| Title |
Study on Optical Fiber Sensor Capable of Discriminating Strain and Temperature using Fiber Transmission Grating Based on High Birefringence Photonic Crystal Fiber |
| Authors |
Sungwook Choi ; Do Kyung Kim ; Yong Wook Lee |
| DOI |
http://dx.doi.org/10.5207/JIEIE.2019.33.9.001 |
| Keywords |
Optical Fiber Sensor; Strain; Temperature; High Birefringence Photonic Crystal Fiber; Fiber Transmission Grating |
| Abstract |
In this paper, we propose an optical fiber sensor capable of separately measuring strain and temperature by incorporating a fiber transmission grating (FTG) based on high birefringence photonic crystal fiber (HBPCF). Since the FTG written on HBPCF (referred to as the HBPC-FTG) has different effective refractive indices according to the principle axis of HBPCF, its resonance wavelength also depends on input polarization.
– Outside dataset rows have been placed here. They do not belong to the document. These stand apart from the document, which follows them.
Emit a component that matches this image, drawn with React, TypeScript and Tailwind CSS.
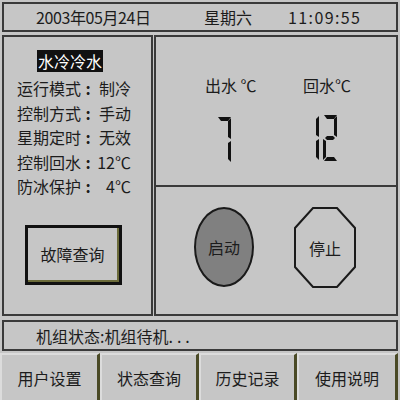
import React from "react";

const font = { fontFamily: '"Noto Sans CJK SC", "DejaVu Sans", sans-serif' };

// seven segment map: a b c d e f g
const SEGS: Record<string, string> = {
  "1": "0110000",
  "2": "1101101",
  "7": "1110000",
};

function Digit({ d, narrow }: { d: string; narrow?: boolean }) {
  const on = SEGS[d] ?? "0000000";
  const polys = [
    "1,0 14,0 11,4 4,4", // a
    "14,1 14,22 11,20 11,4", // b
    "14,24 14,45 11,42 11,26", // c
    "4,42 11,42 14,46 1,46", // d
    "0,24 3,26 3,42 0,45", // e
    "0,1 3,4 3,20 0,22", // f
    "2,23 4,21 10,21 12,23 10,25 4,25", // g
  ];
  return (
    <svg
      viewBox={narrow ? "10 0 4 46" : "0 0 14 46"}
      className={narrow ? "h-[46px] w-[4px]" : "h-[46px] w-[14px]"}
    >
      {polys.map((p, i) =>
        on[i] === "1" ? <polygon key={i} points={p} fill="#111" /> : null,
      )}
    </svg>
  );
}

function Row({ label, value }: { label: string; value: string }) {
  return (
    <div className="flex h-[24.5px] items-center">
      <span className="w-[64px]">{label}</span>
      <span className="w-[14px] text-center font-bold">:</span>
      <span className="w-[36px] text-right">{value}</span>
    </div>
  );
}

function MenuButton({ label, w }: { label: string; w: string }) {
  return (
    <div
      className={`${w} flex items-center justify-center border-t-2 border-l-2 border-r-[3px] border-t-[#dcdcdc] border-l-[#dcdcdc] border-r-[#4a4a26] text-[16px] text-[#1c1c1c]`}
    >
      {label}
    </div>
  );
}

export default function App() {
  return (
    <div
      className="h-[400px] w-[400px] overflow-hidden bg-[#c6c6c6] pt-[2px] text-[#1c1c1c]"
      style={font}
    >
      {/* top bar */}
      <div className="mx-[2px] flex h-[30px] items-center border-2 border-[#3a3a3a] text-[16px] leading-none">
        <span className="ml-[32px] w-[168px] tracking-[-0.4px]">2003年05月24日</span>
        <span className="w-[84px]">星期六</span>
        <span className="tracking-[1.4px]">11:09:55</span>
      </div>

      {/* middle */}
      <div className="mx-[2px] mt-[3px] flex h-[281px] gap-[1px]">
        <div className="flex w-[151px] flex-col border-2 border-[#3a3a3a] pt-[13px] pl-[13px] text-[16px] leading-none">
          <div className="ml-[20px] mb-[4px] w-fit bg-[#111] px-[1px] py-[3px] text-white">
            水冷冷水
          </div>
          <Row label="运行模式" value="制冷" />
          <Row label="控制方式" value="手动" />
          <Row label="星期定时" value="无效" />
          <Row label="控制回水" value="12℃" />
          <Row label="防冰保护" value="4℃" />
          <div className="mt-[26px] ml-[8px] flex h-[60px] w-[97px] items-center justify-center border-[3px] border-[#111]">
            <div className="flex h-full w-full items-center justify-center border-r-2 border-b-2 border-[#6b6b3a]">
              故障查询
            </div>
          </div>
        </div>

        <div className="flex flex-1 flex-col border-2 border-[#3a3a3a]">
          <div className="flex h-[150px] border-b-2 border-[#3a3a3a] pt-[40px] text-[16px] leading-none">
            <div className="ml-[49px] flex w-[98px] flex-col">
              <span>出水 ℃</span>
              <div className="mt-[24px] ml-[12px] flex">
                <Digit d="7" />
              </div>
            </div>
            <div className="flex flex-col">
              <span>回水℃</span>
              <div className="mt-[22px] ml-[12px] flex gap-[4px]">
                <Digit d="1" narrow />
                <Digit d="2" />
              </div>
            </div>
          </div>
          <div className="flex flex-1 items-start pt-[20px] text-[16px]">
            <div className="ml-[38px] flex h-[80px] w-[60px] items-center justify-center rounded-[50%] border-2 border-[#1a1a1a] bg-[#808080]">
              启动
            </div>
            <div className="relative ml-[40px] flex h-[81px] w-[62px] items-center justify-center">
              <svg viewBox="0 0 62 81" className="absolute inset-0 h-full w-full">
                <polygon
                  points="19,1 43,1 61,21 61,60 43,80 19,80 1,60 1,21"
                  fill="none"
                  stroke="#1a1a1a"
                  strokeWidth="2"
                />
              </svg>
              <span className="relative">停止</span>
            </div>
          </div>
        </div>
      </div>

      {/* status */}
      <div className="mx-[2px] mt-[4px] flex h-[31px] items-center border-2 border-[#3a3a3a] pl-[32px] text-[16px] leading-none">
        机组状态:机组待机<span className="tracking-[4px]">...</span>
      </div>

      {/* menu */}
      <div className="mt-[2px] flex h-[48px]">
        <MenuButton label="用户设置" w="w-[100px]" />
        <MenuButton label="状态查询" w="w-[99px]" />
        <MenuButton label="历史记录" w="w-[98px]" />
        <MenuButton label="使用说明" w="w-[101px]" />
      </div>
    </div>
  );
}
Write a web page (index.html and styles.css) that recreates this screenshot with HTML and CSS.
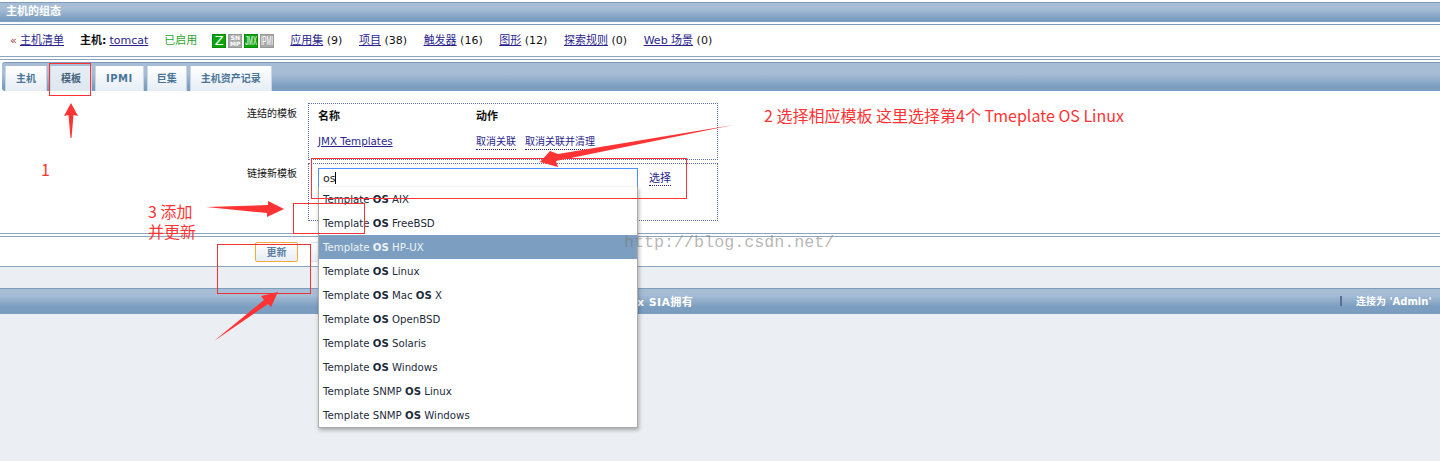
FILE: index.html

```html
<!DOCTYPE html>
<html lang="zh-CN">
<head>
  <meta charset="UTF-8" />
  <title>主机的组态</title>
  <link rel="stylesheet" href="styles.css">
</head>
<body>
  <div class="titlebar">主机的组态</div>

  <div class="hostbar">
    <span class="back">«</span>
    <a class="link first" href="#">主机清单</a>
    <b class="hostname">主机:</b>
    <a class="link" href="#">tomcat</a>
    <span class="enabled">已启用</span>
    <span class="badges">
      <span class="badge on"><span>Z</span></span>
      <span class="badge off two">SN<br>MP</span>
      <span class="badge on narrow"><span>JMX</span></span>
      <span class="badge off narrow"><span>IPMI</span></span>
    </span>
    <span class="count"><a class="link" href="#">应用集</a> (9)</span>
    <span class="count"><a class="link" href="#">项目</a> (38)</span>
    <span class="count"><a class="link" href="#">触发器</a> (16)</span>
    <span class="count"><a class="link" href="#">图形</a> (12)</span>
    <span class="count"><a class="link" href="#">探索规则</a> (0)</span>
    <span class="count"><a class="link" href="#">Web 场景</a> (0)</span>
  </div>

  <div class="tabwrap">
    <div class="tabbar">
      <a class="tab" href="#">主机</a>
      <a class="tab active" href="#">模板</a>
      <a class="tab wide" href="#">IPMI</a>
      <a class="tab tight" href="#">巨集</a>
      <a class="tab" href="#">主机资产记录</a>
    </div>
  </div>

  <div class="form">
    <div class="form-row">
      <div class="form-label">连结的模板</div>
      <div class="dotted linked">
        <div class="linked-row heads"><b>名称</b><b>动作</b></div>
        <div class="linked-row">
          <a class="link small" href="#">JMX Templates</a>
          <span class="actions">
            <a class="dot-link" href="#">取消关联</a>
            <a class="dot-link" href="#">取消关联并清理</a>
          </span>
        </div>
      </div>
    </div>
    <div class="form-row">
      <div class="form-label">链接新模板</div>
      <div class="dotted newlink">
        <div class="search-wrap">
          <div class="search">os<i class="caret"></i></div>
          <ul class="suggest">
            <li>Template <b>OS</b> AIX</li>
            <li>Template <b>OS</b> FreeBSD</li>
            <li class="current">Template <b>OS</b> HP-UX</li>
            <li>Template <b>OS</b> Linux</li>
            <li>Template <b>OS</b> Mac <b>OS</b> X</li>
            <li>Template <b>OS</b> OpenBSD</li>
            <li>Template <b>OS</b> Solaris</li>
            <li>Template <b>OS</b> Windows</li>
            <li>Template SNMP <b>OS</b> Linux</li>
            <li>Template SNMP <b>OS</b> Windows</li>
          </ul>
        </div>
        <a class="dot-link pick" href="#">选择</a>
      </div>
    </div>
  </div>

  <div class="buttons">
    <button class="btn hover">更新</button>
    <button class="btn"></button>
  </div>

  <div class="pagefoot">
    <span class="copy">Zabbix SIA拥有</span>
    <span class="sep"></span>
    <span class="who">连接为 'Admin'</span>
  </div>

  <!-- screenshot annotations drawn on top of the page -->
  <svg class="marks" width="1440" height="461" viewBox="0 0 1440 461">
    <g fill="none" stroke="#f33" stroke-width="1">
      <rect x="49.5" y="63.5" width="41" height="32" />
      <rect x="311.5" y="158.5" width="375" height="40" />
    </g>
    <g fill="none" stroke="#e33" stroke-width="1">
      <rect x="293.5" y="203.5" width="71" height="30" />
      <rect x="217.5" y="244.5" width="93" height="49" />
    </g>
    <g fill="#f33">
      <path d="M71 103 L78 116 L73.5 115 L71.5 138 L70.5 138 L68.5 115 L64 116 Z" />
      <path d="M733 125 L558 154 L550 151 L540 162 L558 167 L556 161 Z" />
      <path d="M206 207 L268 205 L268 201 L284 209 L267 217 L267 213 Z" />
      <path d="M214 341 L264 300 L261 296 L278 292 L271 307 L268 304 Z" />
    </g>
  </svg>
  <div class="note note-1">1</div>
  <div class="note note-2">2 选择相应模板 这里选择第4个 Tmeplate OS Linux</div>
  <div class="note note-3">3 添加<br>并更新</div>
  <div class="watermark">http://blog.csdn.net/</div>
</body>
</html>
```

FILE: styles.css

```css
* {
  box-sizing: border-box;
}

html, body {
  margin: 0;
  height: 461px;
  overflow: hidden;
}

body {
  position: relative;
  background-color: #ebeef2;
  color: #111;
  font-family: "DejaVu Sans", "Noto Sans CJK SC", sans-serif;
  font-size: 11px;
}

.titlebar {
  height: 24px;
  padding: 5px 0 0 6px;
  background: linear-gradient(#fff 0, #fff 2px, #7f9dbb 2px, #7f9dbb 3px, #a6bdd5 3px, #a6bdd5 9px, #7a9dc0 19px, #7a9dc0 22px, #fff 22px);
  color: #fff;
  font-weight: bold;
  line-height: 14px;
}

.hostbar {
  display: flex;
  align-items: center;
  height: 33px;
  padding: 0 0 0 10px;
  border-top: 1px solid #7f9dbb;
  border-bottom: 1px solid #8ea5bd;
  background-color: #fff;
  line-height: 14px;
}

.back {
  color: #a33;
  width: 10px;
}

.hostname {
  margin-left: 16px;
  margin-right: 3px;
}

.enabled {
  margin-left: 16px;
  color: #2aa52a;
}

.badges {
  display: flex;
  gap: 2px;
  margin-left: 15px;
  margin-right: 16px;
}

.badge {
  display: block;
  width: 14px;
  height: 14px;
  border: 1px solid #999;
  color: #fff;
  font-size: 13px;
  line-height: 12px;
  text-align: center;
  overflow: hidden;
}

.badge.on {
  border-color: #0a8a0a;
  background-color: #0aa50a;
}

.badge.off {
  background-color: #aaa;
}

.badge.two {
  font-size: 6px;
  font-weight: bold;
  line-height: 6px;
}

.badge.narrow span {
  display: block;
  width: 30px;
  margin-left: -9px;
  font-family: "Liberation Sans", sans-serif;
  font-size: 13px;
  white-space: nowrap;
  transform: scaleX(0.45);
}

.count {
  margin-right: 16.6px;
  white-space: pre;
}

.link {
  color: #2b1f8f;
  text-decoration: underline;
}

.link.small {
  font-size: 10.3px;
}

.dot-link {
  color: #2b1f8f;
  font-size: 10px;
  text-decoration: none;
  border-bottom: 1px dotted #2b1f8f;
}

.tabwrap {
  height: 34px;
  padding: 5px 0 0 2px;
  background: linear-gradient(#fff 0, #fff 2px, #8ea5bd 2px, #8ea5bd 3px, #fff 3px);
}

.tabbar {
  display: flex;
  align-items: flex-end;
  gap: 3px;
  height: 29px;
  padding: 0 0 0 3px;
  border-top: 1px solid #7f9dbb;
  border-radius: 3px 0 0 3px;
  background: linear-gradient(#a6bdd5 0, #a6bdd5 11px, #7a9dc0 24px);
}

.tab {
  display: block;
  height: 25px;
  padding: 0 10px;
  background: linear-gradient(#fff, #e6edf5);
  border-left: 1px solid #c9d6e3;
  border-right: 1px solid #c9d6e3;
  color: #4a7598;
  font-size: 10px;
  font-weight: bold;
  line-height: 26px;
  text-decoration: none;
}

.tab.active {
  color: #44617c;
  background: linear-gradient(#e6edf5, #dfe7f0);
}

.tab.wide {
  letter-spacing: 0.5px;
}

.tab.tight {
  padding: 0 9px;
}

.form {
  padding-top: 12px;
  padding-bottom: 12px;
  background-color: #fff;
}

.form-row {
  display: flex;
  gap: 11px;
  margin-bottom: 3px;
}

.form-row:last-child {
  margin-bottom: 0;
}

.form-label {
  width: 297px;
  padding-top: 2px;
  font-size: 10px;
  text-align: right;
}

.dotted {
  width: 410px;
  border: 1px dotted #5a6fb0;
}

.linked {
  height: 57px;
  padding: 0 9px;
  line-height: 14px;
}

.linked-row {
  display: flex;
  height: 25px;
  align-items: center;
}

.linked-row.heads {
  height: 24px;
  padding-top: 2px;
}

.linked-row > :first-child {
  width: 158px;
}

.actions {
  display: flex;
  gap: 9px;
  margin-top: 3px;
}

.newlink {
  display: flex;
  height: 58px;
  padding: 4px 9px 0;
}

.search-wrap {
  position: relative;
  width: 320px;
  height: 24px;
}

.search {
  height: 24px;
  padding: 3px 0 0 4px;
  border: 1px solid #4d90fe;
  background-color: #fff;
  color: #222;
  line-height: 14px;
}

.caret {
  display: inline-block;
  width: 1px;
  height: 12px;
  vertical-align: -2px;
  background-color: #000;
}

.suggest {
  position: absolute;
  top: 19px;
  left: 0;
  z-index: 5;
  width: 320px;
  margin: 0;
  padding: 0;
  list-style: none;
  border-left: 1px solid #aaa;
  border-right: 1px solid #aaa;
  border-bottom: 1px solid #aaa;
  background-color: #fff;
  box-shadow: 1px 2px 4px rgba(0, 0, 0, 0.3);
}

.suggest li {
  height: 24px;
  padding-left: 4px;
  color: #1c2b3a;
  font-size: 10.2px;
  line-height: 26px;
}

.suggest li.current {
  background-color: #7c9fc1;
  color: #eef3f8;
}

.pick {
  align-self: flex-start;
  margin-top: 1px;
  margin-left: 11px;
  font-size: 11px;
}

.buttons {
  display: flex;
  gap: 12px;
  height: 34px;
  padding: 5px 0 0 255px;
  border-top: 4px double #8ea5bd;
  border-bottom: 1px solid #8ea5bd;
  background-color: #fff;
}

.btn {
  width: 43px;
  height: 20px;
  padding: 0 0 2px;
  border: 1px solid #dce3ea;
  border-radius: 2px;
  background: linear-gradient(#fff, #e6edf5);
  color: #5c7fa3;
  font-family: inherit;
  font-size: 10px;
  font-weight: bold;
}

.btn.hover {
  border-color: #f5a83c;
}

.pagefoot {
  display: flex;
  align-items: center;
  height: 26px;
  margin-top: 21px;
  padding-bottom: 2px;
  border-top: 1px solid #7f9dbb;
  background: linear-gradient(#a6bdd5 0, #a6bdd5 6px, #7a9dc0 18px);
  color: #fff;
  font-weight: bold;
}

.copy {
  margin-left: 600px;
  letter-spacing: 0.4px;
}

.sep {
  width: 2px;
  height: 10px;
  margin-left: auto;
  background-color: #5a6f95;
}

.who {
  width: 84px;
  margin-left: 14px;
  font-size: 10px;
}

.marks {
  position: absolute;
  top: 0;
  left: 0;
  z-index: 10;
}

.note {
  position: absolute;
  z-index: 11;
  color: #f33;
  font-family: "Noto Sans CJK SC", "Noto Sans", sans-serif;
  font-size: 16px;
  line-height: 20px;
  white-space: nowrap;
}

.note-1 {
  top: 159px;
  left: 41px;
}

.note-2 {
  top: 105px;
  left: 764px;
}

.note-3 {
  top: 201px;
  left: 148px;
}

.watermark {
  position: absolute;
  top: 233px;
  left: 624px;
  z-index: 11;
  color: rgba(120, 120, 120, 0.55);
  font-family: "Liberation Mono", monospace;
  font-size: 16.7px;
  line-height: 20px;
}
```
When orthogonally polarized light passes through the HBPC-FTG used as a sensor head, therefore, its transmission spectrum has two clearly different resonance dips (referred to as Dips 1 and 2). They are obtained at one and the other of two orthogonal input polarization. The measured strain sensitivities of these dips are -0.83pm/με for Dip 1 and -1.43pm/με for Dip 2 in applied strain range from 0 to 1960με, and the temperature sensitivities are measured as 8.0pm/℃ at Dip 1 and 4.8pm/℃ at Dip 2 in applied temperature range from 30 to 80℃. Since the strain and temperature responses of the two dips of the HBPC-FTG are highly linear and uncorrelated, the proposed sensor can discriminate strain and temperature changes simultaneously applied to the sensor head by using a simple sensitivity coefficient matrix. |